• _Written request_
The data below should be restated word for word, with every picture omitted.

• _Dataset section_
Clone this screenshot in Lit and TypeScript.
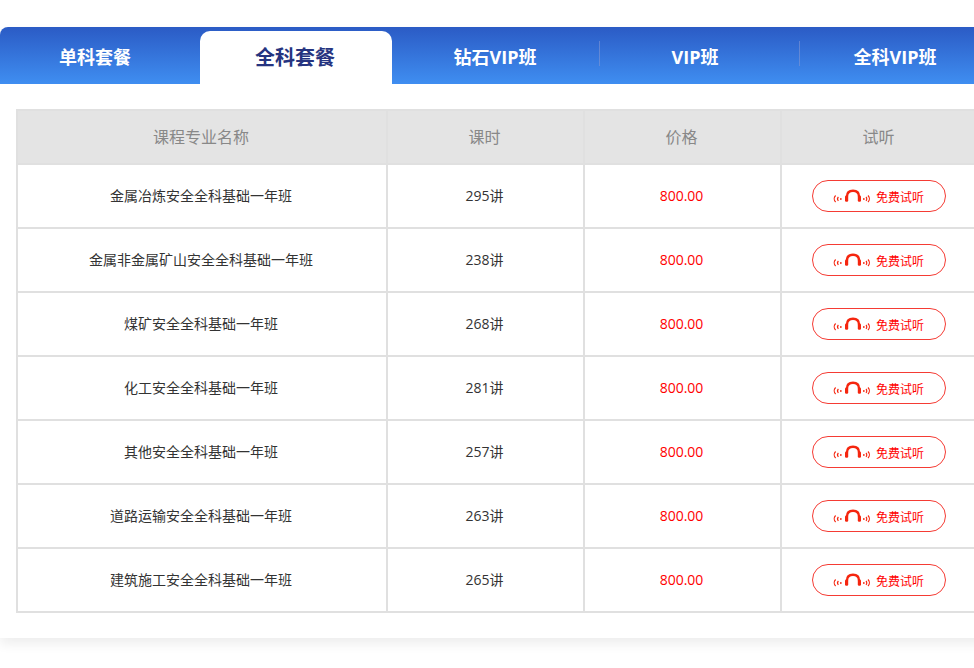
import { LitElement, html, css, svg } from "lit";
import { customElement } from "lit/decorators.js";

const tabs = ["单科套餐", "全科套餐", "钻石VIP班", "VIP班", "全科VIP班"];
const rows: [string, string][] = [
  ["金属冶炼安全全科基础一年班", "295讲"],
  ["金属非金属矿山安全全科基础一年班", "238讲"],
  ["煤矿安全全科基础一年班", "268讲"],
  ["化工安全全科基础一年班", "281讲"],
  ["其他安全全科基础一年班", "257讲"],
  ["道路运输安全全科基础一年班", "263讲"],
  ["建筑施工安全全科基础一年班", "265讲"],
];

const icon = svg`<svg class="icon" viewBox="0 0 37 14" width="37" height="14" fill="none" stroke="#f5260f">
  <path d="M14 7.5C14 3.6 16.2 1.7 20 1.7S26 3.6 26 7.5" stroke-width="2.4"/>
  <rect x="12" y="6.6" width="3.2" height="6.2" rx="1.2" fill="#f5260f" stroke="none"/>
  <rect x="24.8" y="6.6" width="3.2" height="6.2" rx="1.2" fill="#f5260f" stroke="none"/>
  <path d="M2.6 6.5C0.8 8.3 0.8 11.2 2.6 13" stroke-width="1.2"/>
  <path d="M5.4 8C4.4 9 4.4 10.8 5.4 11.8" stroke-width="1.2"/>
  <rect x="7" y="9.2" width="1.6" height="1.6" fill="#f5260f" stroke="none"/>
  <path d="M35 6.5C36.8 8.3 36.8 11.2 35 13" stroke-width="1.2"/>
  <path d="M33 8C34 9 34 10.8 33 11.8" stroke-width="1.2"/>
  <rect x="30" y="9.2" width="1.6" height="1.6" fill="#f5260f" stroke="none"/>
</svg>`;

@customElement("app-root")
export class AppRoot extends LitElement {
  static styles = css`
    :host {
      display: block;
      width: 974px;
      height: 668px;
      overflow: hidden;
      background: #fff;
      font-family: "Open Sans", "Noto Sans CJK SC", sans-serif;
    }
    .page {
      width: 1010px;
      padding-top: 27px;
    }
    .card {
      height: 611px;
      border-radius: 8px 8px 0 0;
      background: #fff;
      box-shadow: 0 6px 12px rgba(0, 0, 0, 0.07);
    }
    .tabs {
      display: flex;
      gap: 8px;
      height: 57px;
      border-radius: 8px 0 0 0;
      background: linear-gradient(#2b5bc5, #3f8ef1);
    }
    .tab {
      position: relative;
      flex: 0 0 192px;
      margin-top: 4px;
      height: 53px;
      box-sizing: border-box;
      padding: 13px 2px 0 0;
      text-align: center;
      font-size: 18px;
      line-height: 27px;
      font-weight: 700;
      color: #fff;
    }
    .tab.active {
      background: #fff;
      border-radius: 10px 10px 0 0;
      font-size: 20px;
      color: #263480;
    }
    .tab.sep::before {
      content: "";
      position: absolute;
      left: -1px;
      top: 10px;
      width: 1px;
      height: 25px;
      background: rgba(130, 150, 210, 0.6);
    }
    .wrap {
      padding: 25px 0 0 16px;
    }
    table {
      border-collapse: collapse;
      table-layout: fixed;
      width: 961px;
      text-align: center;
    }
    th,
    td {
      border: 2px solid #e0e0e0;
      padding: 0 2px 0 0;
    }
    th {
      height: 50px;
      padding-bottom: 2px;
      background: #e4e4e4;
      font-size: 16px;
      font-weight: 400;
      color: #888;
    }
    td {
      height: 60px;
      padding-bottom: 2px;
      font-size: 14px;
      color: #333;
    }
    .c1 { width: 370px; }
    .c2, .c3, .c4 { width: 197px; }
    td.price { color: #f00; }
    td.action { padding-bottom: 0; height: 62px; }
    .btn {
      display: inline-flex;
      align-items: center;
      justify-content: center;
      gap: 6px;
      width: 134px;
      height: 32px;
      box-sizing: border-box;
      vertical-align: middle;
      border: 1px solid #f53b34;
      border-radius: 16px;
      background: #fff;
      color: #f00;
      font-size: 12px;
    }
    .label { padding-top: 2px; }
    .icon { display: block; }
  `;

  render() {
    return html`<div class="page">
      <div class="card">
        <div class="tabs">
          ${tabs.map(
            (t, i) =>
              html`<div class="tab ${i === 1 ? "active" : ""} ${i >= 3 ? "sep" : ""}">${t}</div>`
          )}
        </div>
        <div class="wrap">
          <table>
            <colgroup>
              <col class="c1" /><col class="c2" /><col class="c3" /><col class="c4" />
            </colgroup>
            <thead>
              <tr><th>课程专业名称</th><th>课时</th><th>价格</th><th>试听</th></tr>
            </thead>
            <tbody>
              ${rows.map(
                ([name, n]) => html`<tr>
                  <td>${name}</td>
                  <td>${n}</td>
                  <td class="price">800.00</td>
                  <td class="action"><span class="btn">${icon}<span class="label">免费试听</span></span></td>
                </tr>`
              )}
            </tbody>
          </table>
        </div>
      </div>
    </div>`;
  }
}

• _Correct response_
Clone this screenshot in Lit and TypeScript.
import { LitElement, html, css, svg } from "lit";
import { customElement } from "lit/decorators.js";

const tabs = ["单科套餐", "全科套餐", "钻石VIP班", "VIP班", "全科VIP班"];
const rows: [string, string][] = [
  ["金属冶炼安全全科基础一年班", "295讲"],
  ["金属非金属矿山安全全科基础一年班", "238讲"],
  ["煤矿安全全科基础一年班", "268讲"],
  ["化工安全全科基础一年班", "281讲"],
  ["其他安全全科基础一年班", "257讲"],
  ["道路运输安全全科基础一年班", "263讲"],
  ["建筑施工安全全科基础一年班", "265讲"],
];

const icon = svg`<svg class="icon" viewBox="0 0 37 14" width="37" height="14" fill="none" stroke="#f5260f">
  <path d="M14 7.5C14 3.6 16.2 1.7 20 1.7S26 3.6 26 7.5" stroke-width="2.4"/>
  <rect x="12" y="6.6" width="3.2" height="6.2" rx="1.2" fill="#f5260f" stroke="none"/>
  <rect x="24.8" y="6.6" width="3.2" height="6.2" rx="1.2" fill="#f5260f" stroke="none"/>
  <path d="M2.6 6.5C0.8 8.3 0.8 11.2 2.6 13" stroke-width="1.2"/>
  <path d="M5.4 8C4.4 9 4.4 10.8 5.4 11.8" stroke-width="1.2"/>
  <rect x="7" y="9.2" width="1.6" height="1.6" fill="#f5260f" stroke="none"/>
  <path d="M35 6.5C36.8 8.3 36.8 11.2 35 13" stroke-width="1.2"/>
  <path d="M33 8C34 9 34 10.8 33 11.8" stroke-width="1.2"/>
  <rect x="30" y="9.2" width="1.6" height="1.6" fill="#f5260f" stroke="none"/>
</svg>`;

@customElement("app-root")
export class AppRoot extends LitElement {
  static styles = css`
    :host {
      display: block;
      width: 974px;
      height: 668px;
      overflow: hidden;
      background: #fff;
      font-family: "Open Sans", "Noto Sans CJK SC", sans-serif;
    }
    .page {
      width: 1010px;
      padding-top: 27px;
    }
    .card {
      height: 611px;
      border-radius: 8px 8px 0 0;
      background: #fff;
      box-shadow: 0 6px 12px rgba(0, 0, 0, 0.07);
    }
    .tabs {
      display: flex;
      gap: 8px;
      height: 57px;
      border-radius: 8px 0 0 0;
      background: linear-gradient(#2b5bc5, #3f8ef1);
    }
    .tab {
      position: relative;
      flex: 0 0 192px;
      margin-top: 4px;
      height: 53px;
      box-sizing: border-box;
      padding: 13px 2px 0 0;
      text-align: center;
      font-size: 18px;
      line-height: 27px;
      font-weight: 700;
      color: #fff;
    }
    .tab.active {
      background: #fff;
      border-radius: 10px 10px 0 0;
      font-size: 20px;
      color: #263480;
    }
    .tab.sep::before {
      content: "";
      position: absolute;
      left: -1px;
      top: 10px;
      width: 1px;
      height: 25px;
      background: rgba(130, 150, 210, 0.6);
    }
    .wrap {
      padding: 25px 0 0 16px;
    }
    table {
      border-collapse: collapse;
      table-layout: fixed;
      width: 961px;
      text-align: center;
    }
    th,
    td {
      border: 2px solid #e0e0e0;
      padding: 0 2px 0 0;
    }
    th {
      height: 50px;
      padding-bottom: 2px;
      background: #e4e4e4;
      font-size: 16px;
      font-weight: 400;
      color: #888;
    }
    td {
      height: 60px;
      padding-bottom: 2px;
      font-size: 14px;
      color: #333;
    }
    .c1 { width: 370px; }
    .c2, .c3, .c4 { width: 197px; }
    td.price { color: #f00; }
    td.action { padding-bottom: 0; height: 62px; }
    .btn {
      display: inline-flex;
      align-items: center;
      justify-content: center;
      gap: 6px;
      width: 134px;
      height: 32px;
      box-sizing: border-box;
      vertical-align: middle;
      border: 1px solid #f53b34;
      border-radius: 16px;
      background: #fff;
      color: #f00;
      font-size: 12px;
    }
    .label { padding-top: 2px; }
    .icon { display: block; }
  `;

  render() {
    return html`<div class="page">
      <div class="card">
        <div class="tabs">
          ${tabs.map(
            (t, i) =>
              html`<div class="tab ${i === 1 ? "active" : ""} ${i >= 3 ? "sep" : ""}">${t}</div>`
          )}
        </div>
        <div class="wrap">
          <table>
            <colgroup>
              <col class="c1" /><col class="c2" /><col class="c3" /><col class="c4" />
            </colgroup>
            <thead>
              <tr><th>课程专业名称</th><th>课时</th><th>价格</th><th>试听</th></tr>
            </thead>
            <tbody>
              ${rows.map(
                ([name, n]) => html`<tr>
                  <td>${name}</td>
                  <td>${n}</td>
                  <td class="price">800.00</td>
                  <td class="action"><span class="btn">${icon}<span class="label">免费试听</span></span></td>
                </tr>`
              )}
            </tbody>
          </table>
        </div>
      </div>
    </div>`;
  }
}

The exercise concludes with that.